• [WHAT YOU WILL DO]:
Reproduce the listing word for word, leaving every picture behind.

• [SUPPLIED MATERIAL]:
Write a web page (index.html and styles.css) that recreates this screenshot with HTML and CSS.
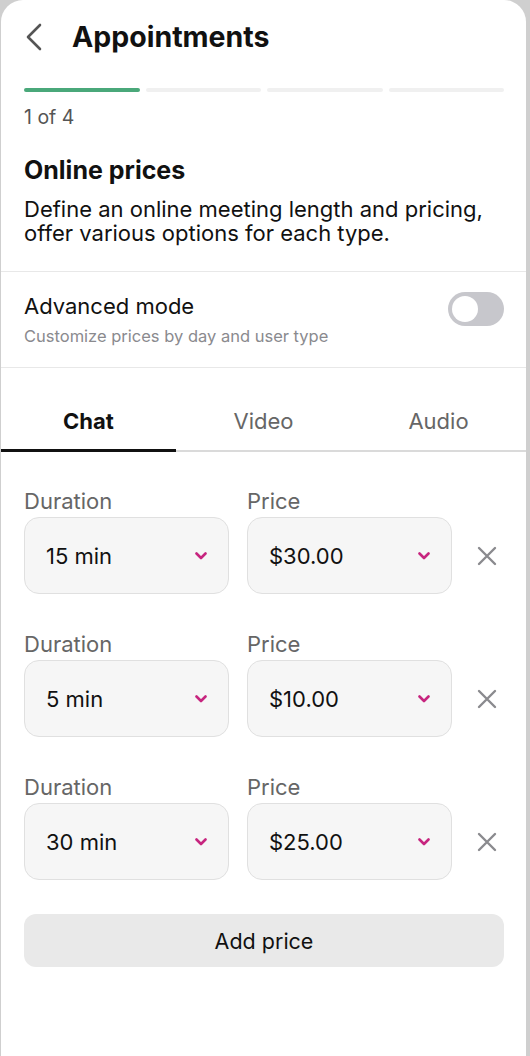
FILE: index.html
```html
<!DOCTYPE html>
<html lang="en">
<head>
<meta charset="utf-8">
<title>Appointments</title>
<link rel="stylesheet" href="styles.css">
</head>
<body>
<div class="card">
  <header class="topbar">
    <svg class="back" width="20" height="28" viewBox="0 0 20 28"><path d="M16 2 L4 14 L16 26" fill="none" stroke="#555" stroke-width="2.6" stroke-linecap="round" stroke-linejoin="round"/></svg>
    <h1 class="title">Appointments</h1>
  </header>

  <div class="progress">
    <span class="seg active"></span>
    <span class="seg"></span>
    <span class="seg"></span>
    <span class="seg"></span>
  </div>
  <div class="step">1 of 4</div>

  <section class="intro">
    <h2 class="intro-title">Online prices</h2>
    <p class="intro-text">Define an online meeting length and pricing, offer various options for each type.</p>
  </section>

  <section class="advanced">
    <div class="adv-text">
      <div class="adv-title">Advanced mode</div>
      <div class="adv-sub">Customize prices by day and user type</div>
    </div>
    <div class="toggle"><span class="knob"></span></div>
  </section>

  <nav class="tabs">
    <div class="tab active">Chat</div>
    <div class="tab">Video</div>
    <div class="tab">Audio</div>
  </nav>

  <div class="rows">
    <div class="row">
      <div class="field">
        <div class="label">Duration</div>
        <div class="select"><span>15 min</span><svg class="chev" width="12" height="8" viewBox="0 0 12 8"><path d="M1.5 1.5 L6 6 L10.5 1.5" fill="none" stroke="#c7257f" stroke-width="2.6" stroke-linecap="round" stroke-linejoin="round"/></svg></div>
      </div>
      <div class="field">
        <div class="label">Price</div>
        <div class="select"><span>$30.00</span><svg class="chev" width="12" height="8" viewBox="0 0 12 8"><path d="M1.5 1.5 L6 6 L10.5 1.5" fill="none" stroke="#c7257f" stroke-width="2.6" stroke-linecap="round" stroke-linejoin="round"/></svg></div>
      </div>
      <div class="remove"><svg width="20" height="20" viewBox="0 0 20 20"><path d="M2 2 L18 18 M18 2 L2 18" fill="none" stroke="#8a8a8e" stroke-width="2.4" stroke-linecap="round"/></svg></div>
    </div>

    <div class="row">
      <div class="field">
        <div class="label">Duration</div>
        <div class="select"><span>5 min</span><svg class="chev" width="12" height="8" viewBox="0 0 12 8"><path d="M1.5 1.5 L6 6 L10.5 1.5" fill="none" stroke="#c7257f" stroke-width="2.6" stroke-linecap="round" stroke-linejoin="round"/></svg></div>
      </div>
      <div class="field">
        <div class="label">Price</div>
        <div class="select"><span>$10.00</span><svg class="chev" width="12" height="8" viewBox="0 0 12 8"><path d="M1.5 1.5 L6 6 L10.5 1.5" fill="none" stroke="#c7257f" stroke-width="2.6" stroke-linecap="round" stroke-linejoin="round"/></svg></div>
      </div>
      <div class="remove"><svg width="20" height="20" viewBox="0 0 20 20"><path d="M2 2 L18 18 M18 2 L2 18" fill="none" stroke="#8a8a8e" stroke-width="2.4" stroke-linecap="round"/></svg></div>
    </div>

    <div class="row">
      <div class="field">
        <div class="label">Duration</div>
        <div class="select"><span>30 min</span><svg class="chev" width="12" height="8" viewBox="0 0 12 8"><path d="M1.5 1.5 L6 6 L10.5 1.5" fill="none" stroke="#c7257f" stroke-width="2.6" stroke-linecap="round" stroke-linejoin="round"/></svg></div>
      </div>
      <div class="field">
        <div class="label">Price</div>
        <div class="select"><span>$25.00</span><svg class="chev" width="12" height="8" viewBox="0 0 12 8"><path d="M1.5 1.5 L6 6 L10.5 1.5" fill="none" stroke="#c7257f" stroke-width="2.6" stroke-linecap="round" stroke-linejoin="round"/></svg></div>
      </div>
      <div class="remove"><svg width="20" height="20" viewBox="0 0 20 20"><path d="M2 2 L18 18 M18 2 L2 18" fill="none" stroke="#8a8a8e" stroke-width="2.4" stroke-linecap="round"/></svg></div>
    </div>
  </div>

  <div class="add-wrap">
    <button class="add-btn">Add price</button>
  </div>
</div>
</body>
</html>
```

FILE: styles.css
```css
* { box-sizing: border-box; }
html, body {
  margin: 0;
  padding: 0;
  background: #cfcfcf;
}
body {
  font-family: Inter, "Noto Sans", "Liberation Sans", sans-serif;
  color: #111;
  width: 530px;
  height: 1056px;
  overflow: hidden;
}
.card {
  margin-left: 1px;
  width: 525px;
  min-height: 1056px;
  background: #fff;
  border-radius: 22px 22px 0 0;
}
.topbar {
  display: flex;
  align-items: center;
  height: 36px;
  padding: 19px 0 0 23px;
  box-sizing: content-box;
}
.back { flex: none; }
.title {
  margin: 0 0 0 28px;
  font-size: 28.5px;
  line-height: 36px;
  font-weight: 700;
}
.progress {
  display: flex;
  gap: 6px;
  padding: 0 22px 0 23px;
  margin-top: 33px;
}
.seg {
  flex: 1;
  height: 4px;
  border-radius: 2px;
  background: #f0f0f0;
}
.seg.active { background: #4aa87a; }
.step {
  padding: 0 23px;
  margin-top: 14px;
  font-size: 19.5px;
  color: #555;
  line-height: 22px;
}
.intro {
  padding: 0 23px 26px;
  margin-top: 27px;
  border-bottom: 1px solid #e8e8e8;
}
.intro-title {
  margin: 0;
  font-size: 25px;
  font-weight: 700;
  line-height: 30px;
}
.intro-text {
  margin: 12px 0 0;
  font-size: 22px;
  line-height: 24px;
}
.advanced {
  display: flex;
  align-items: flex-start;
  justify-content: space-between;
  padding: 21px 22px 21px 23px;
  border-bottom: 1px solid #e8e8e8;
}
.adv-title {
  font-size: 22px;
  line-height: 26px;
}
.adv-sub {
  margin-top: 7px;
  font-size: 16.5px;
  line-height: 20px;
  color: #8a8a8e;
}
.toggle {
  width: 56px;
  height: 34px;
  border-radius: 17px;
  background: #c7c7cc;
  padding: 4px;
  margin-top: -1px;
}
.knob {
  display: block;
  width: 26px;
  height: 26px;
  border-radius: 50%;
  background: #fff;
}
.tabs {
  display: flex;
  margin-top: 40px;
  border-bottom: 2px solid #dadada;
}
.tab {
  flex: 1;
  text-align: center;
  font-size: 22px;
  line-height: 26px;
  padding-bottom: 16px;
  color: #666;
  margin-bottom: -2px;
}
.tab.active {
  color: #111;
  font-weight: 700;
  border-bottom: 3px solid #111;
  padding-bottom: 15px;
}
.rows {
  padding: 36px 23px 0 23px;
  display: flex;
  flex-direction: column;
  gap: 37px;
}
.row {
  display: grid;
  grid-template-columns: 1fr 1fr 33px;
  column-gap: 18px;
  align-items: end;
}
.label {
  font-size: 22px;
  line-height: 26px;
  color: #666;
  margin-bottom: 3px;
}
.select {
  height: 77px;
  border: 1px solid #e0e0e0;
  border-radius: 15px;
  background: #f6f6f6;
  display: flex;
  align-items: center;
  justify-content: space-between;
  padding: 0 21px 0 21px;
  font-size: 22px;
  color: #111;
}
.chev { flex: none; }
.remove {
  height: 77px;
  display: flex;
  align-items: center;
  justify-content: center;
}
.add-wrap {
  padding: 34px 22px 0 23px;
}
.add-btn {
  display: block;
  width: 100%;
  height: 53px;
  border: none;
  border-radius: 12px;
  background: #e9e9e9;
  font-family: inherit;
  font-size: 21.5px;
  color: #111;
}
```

• [ANSWER TO THE PROBLEM]:
Write a web page (index.html and styles.css) that recreates this screenshot with HTML and CSS.
FILE: index.html
```html
<!DOCTYPE html>
<html lang="en">
<head>
<meta charset="utf-8">
<title>Appointments</title>
<link rel="stylesheet" href="styles.css">
</head>
<body>
<div class="card">
  <header class="topbar">
    <svg class="back" width="20" height="28" viewBox="0 0 20 28"><path d="M16 2 L4 14 L16 26" fill="none" stroke="#555" stroke-width="2.6" stroke-linecap="round" stroke-linejoin="round"/></svg>
    <h1 class="title">Appointments</h1>
  </header>

  <div class="progress">
    <span class="seg active"></span>
    <span class="seg"></span>
    <span class="seg"></span>
    <span class="seg"></span>
  </div>
  <div class="step">1 of 4</div>

  <section class="intro">
    <h2 class="intro-title">Online prices</h2>
    <p class="intro-text">Define an online meeting length and pricing, offer various options for each type.</p>
  </section>

  <section class="advanced">
    <div class="adv-text">
      <div class="adv-title">Advanced mode</div>
      <div class="adv-sub">Customize prices by day and user type</div>
    </div>
    <div class="toggle"><span class="knob"></span></div>
  </section>

  <nav class="tabs">
    <div class="tab active">Chat</div>
    <div class="tab">Video</div>
    <div class="tab">Audio</div>
  </nav>

  <div class="rows">
    <div class="row">
      <div class="field">
        <div class="label">Duration</div>
        <div class="select"><span>15 min</span><svg class="chev" width="12" height="8" viewBox="0 0 12 8"><path d="M1.5 1.5 L6 6 L10.5 1.5" fill="none" stroke="#c7257f" stroke-width="2.6" stroke-linecap="round" stroke-linejoin="round"/></svg></div>
      </div>
      <div class="field">
        <div class="label">Price</div>
        <div class="select"><span>$30.00</span><svg class="chev" width="12" height="8" viewBox="0 0 12 8"><path d="M1.5 1.5 L6 6 L10.5 1.5" fill="none" stroke="#c7257f" stroke-width="2.6" stroke-linecap="round" stroke-linejoin="round"/></svg></div>
      </div>
      <div class="remove"><svg width="20" height="20" viewBox="0 0 20 20"><path d="M2 2 L18 18 M18 2 L2 18" fill="none" stroke="#8a8a8e" stroke-width="2.4" stroke-linecap="round"/></svg></div>
    </div>

    <div class="row">
      <div class="field">
        <div class="label">Duration</div>
        <div class="select"><span>5 min</span><svg class="chev" width="12" height="8" viewBox="0 0 12 8"><path d="M1.5 1.5 L6 6 L10.5 1.5" fill="none" stroke="#c7257f" stroke-width="2.6" stroke-linecap="round" stroke-linejoin="round"/></svg></div>
      </div>
      <div class="field">
        <div class="label">Price</div>
        <div class="select"><span>$10.00</span><svg class="chev" width="12" height="8" viewBox="0 0 12 8"><path d="M1.5 1.5 L6 6 L10.5 1.5" fill="none" stroke="#c7257f" stroke-width="2.6" stroke-linecap="round" stroke-linejoin="round"/></svg></div>
      </div>
      <div class="remove"><svg width="20" height="20" viewBox="0 0 20 20"><path d="M2 2 L18 18 M18 2 L2 18" fill="none" stroke="#8a8a8e" stroke-width="2.4" stroke-linecap="round"/></svg></div>
    </div>

    <div class="row">
      <div class="field">
        <div class="label">Duration</div>
        <div class="select"><span>30 min</span><svg class="chev" width="12" height="8" viewBox="0 0 12 8"><path d="M1.5 1.5 L6 6 L10.5 1.5" fill="none" stroke="#c7257f" stroke-width="2.6" stroke-linecap="round" stroke-linejoin="round"/></svg></div>
      </div>
      <div class="field">
        <div class="label">Price</div>
        <div class="select"><span>$25.00</span><svg class="chev" width="12" height="8" viewBox="0 0 12 8"><path d="M1.5 1.5 L6 6 L10.5 1.5" fill="none" stroke="#c7257f" stroke-width="2.6" stroke-linecap="round" stroke-linejoin="round"/></svg></div>
      </div>
      <div class="remove"><svg width="20" height="20" viewBox="0 0 20 20"><path d="M2 2 L18 18 M18 2 L2 18" fill="none" stroke="#8a8a8e" stroke-width="2.4" stroke-linecap="round"/></svg></div>
    </div>
  </div>

  <div class="add-wrap">
    <button class="add-btn">Add price</button>
  </div>
</div>
</body>
</html>
```

FILE: styles.css
```css
* { box-sizing: border-box; }
html, body {
  margin: 0;
  padding: 0;
  background: #cfcfcf;
}
body {
  font-family: Inter, "Noto Sans", "Liberation Sans", sans-serif;
  color: #111;
  width: 530px;
  height: 1056px;
  overflow: hidden;
}
.card {
  margin-left: 1px;
  width: 525px;
  min-height: 1056px;
  background: #fff;
  border-radius: 22px 22px 0 0;
}
.topbar {
  display: flex;
  align-items: center;
  height: 36px;
  padding: 19px 0 0 23px;
  box-sizing: content-box;
}
.back { flex: none; }
.title {
  margin: 0 0 0 28px;
  font-size: 28.5px;
  line-height: 36px;
  font-weight: 700;
}
.progress {
  display: flex;
  gap: 6px;
  padding: 0 22px 0 23px;
  margin-top: 33px;
}
.seg {
  flex: 1;
  height: 4px;
  border-radius: 2px;
  background: #f0f0f0;
}
.seg.active { background: #4aa87a; }
.step {
  padding: 0 23px;
  margin-top: 14px;
  font-size: 19.5px;
  color: #555;
  line-height: 22px;
}
.intro {
  padding: 0 23px 26px;
  margin-top: 27px;
  border-bottom: 1px solid #e8e8e8;
}
.intro-title {
  margin: 0;
  font-size: 25px;
  font-weight: 700;
  line-height: 30px;
}
.intro-text {
  margin: 12px 0 0;
  font-size: 22px;
  line-height: 24px;
}
.advanced {
  display: flex;
  align-items: flex-start;
  justify-content: space-between;
  padding: 21px 22px 21px 23px;
  border-bottom: 1px solid #e8e8e8;
}
.adv-title {
  font-size: 22px;
  line-height: 26px;
}
.adv-sub {
  margin-top: 7px;
  font-size: 16.5px;
  line-height: 20px;
  color: #8a8a8e;
}
.toggle {
  width: 56px;
  height: 34px;
  border-radius: 17px;
  background: #c7c7cc;
  padding: 4px;
  margin-top: -1px;
}
.knob {
  display: block;
  width: 26px;
  height: 26px;
  border-radius: 50%;
  background: #fff;
}
.tabs {
  display: flex;
  margin-top: 40px;
  border-bottom: 2px solid #dadada;
}
.tab {
  flex: 1;
  text-align: center;
  font-size: 22px;
  line-height: 26px;
  padding-bottom: 16px;
  color: #666;
  margin-bottom: -2px;
}
.tab.active {
  color: #111;
  font-weight: 700;
  border-bottom: 3px solid #111;
  padding-bottom: 15px;
}
.rows {
  padding: 36px 23px 0 23px;
  display: flex;
  flex-direction: column;
  gap: 37px;
}
.row {
  display: grid;
  grid-template-columns: 1fr 1fr 33px;
  column-gap: 18px;
  align-items: end;
}
.label {
  font-size: 22px;
  line-height: 26px;
  color: #666;
  margin-bottom: 3px;
}
.select {
  height: 77px;
  border: 1px solid #e0e0e0;
  border-radius: 15px;
  background: #f6f6f6;
  display: flex;
  align-items: center;
  justify-content: space-between;
  padding: 0 21px 0 21px;
  font-size: 22px;
  color: #111;
}
.chev { flex: none; }
.remove {
  height: 77px;
  display: flex;
  align-items: center;
  justify-content: center;
}
.add-wrap {
  padding: 34px 22px 0 23px;
}
.add-btn {
  display: block;
  width: 100%;
  height: 53px;
  border: none;
  border-radius: 12px;
  background: #e9e9e9;
  font-family: inherit;
  font-size: 21.5px;
  color: #111;
}
```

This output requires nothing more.